Maybe it’s totally not true that Woodstock was awesome. Maybe it really was just a bunch of smelly unwashed hippies getting high and ending up slathered in mud and not even being able to hear the music. I dunno. I wasn’t there. I was born the day after the festival ended. Maybe it wasn’t a watershed moment in American history, when peace, love, and rock ‘n’ roll triumphed over greed and war and other icky stuff. If the sorry evidence of today is any measure, then it probably wasn’t.

So what? Isn’t it a nice fantasy to believe that music and contemplation (even if it’s enabled by LSD) and just chillin’ out with 500,000 of your closest friends might change the world? Isn’t it nice to suppose that if enough groovy serene thoughts were concentrated in one physical place for one discrete moment in time, everything could be put right?

Taking Woodstock indulges that nice fantasy. But not in a totally unrealistic way. I admit it: I got completely suckered in to Taking Woodstock. Taiwanese-American filmmaker Ang Lee’s latest foray into the mythos of his adopted country made me feel like I’d missed out on something amazing by being born too late to have been a part of this. And even if that’s a fantasy, it’s okay.

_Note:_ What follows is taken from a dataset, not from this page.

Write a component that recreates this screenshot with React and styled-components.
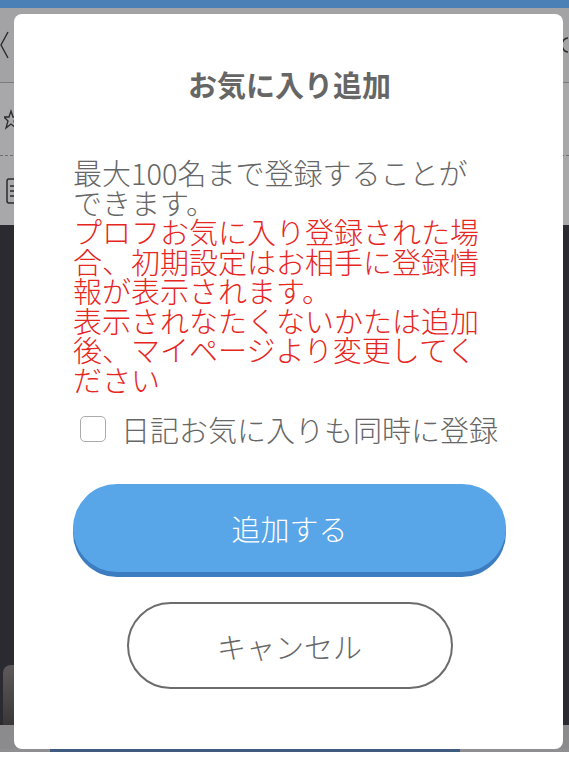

Funny thing is, even for a movie that is a rose-colored-glasses fantasy of a bygone time, it’s pretty rooted in everyday practicalities. Based on the book Taking Woodstock: A True Story of a Riot, a Concert, and a Life by Elliot Tiber and Tom Monte, it’s the mostly true story of how Tiber — transformed here into Elliot Teichberg (Demetri Martin) — accidentally ended up playing host to one of the biggest rock concerts of all time.

Elliot has returned home from his bohemian life in New York City to the moribund Catskills town where his parents (Imelda Staunton and Henry Goodman) run a ramshackle motel. They’re on the verge of bankruptcy. He’s trying to help them out. He hears about a rock concert that’s been kicked out of a neighboring municipality. He calls up the promoters and says, hey, I’ve got a little town that can maybe help you.

There’s no music here. If that’s the Woodstock you want, you already have the Oscar-winning 1970 documentary by Michael Wadleigh. Lee and screenwriter James Schamus made the deliberate decision to avoid that side of the event … but that still leaves plenty left to cover. How do you bring half a million people into the Catskills and show them a good time? Where do you put them all?

The closest you’ll get to the stage is about as close as anyone got that weekend in August 1969: some distant thumping over the horizon. But it’s wonderfully rewarding how close we get to Elliot: comic Demetri Martin makes one of the most idiosyncratic feature debuts I’ve ever seen here, as a young man both determined and confident while also peculiarly vulnerable. The sweet head-shaking-ness with which Lee depicts the odd crew around Elliot is the real attraction of Taking Woodstock, from the terrible theater troupe headed up by Dan Fogler’s Devon to the all-man tranny (Liev Schreiber) hired by Elliot as security to Eugene Levy’s Max Yasgur, whose dairy farm plays host to the actual concert, a conservative fellow who refuses to listen to any nonsense from his fellow townsfolk about how allegedly terrible these very polite hippie kids are. These are the real people who made Woodstock happen, even if they are part of a fantasy.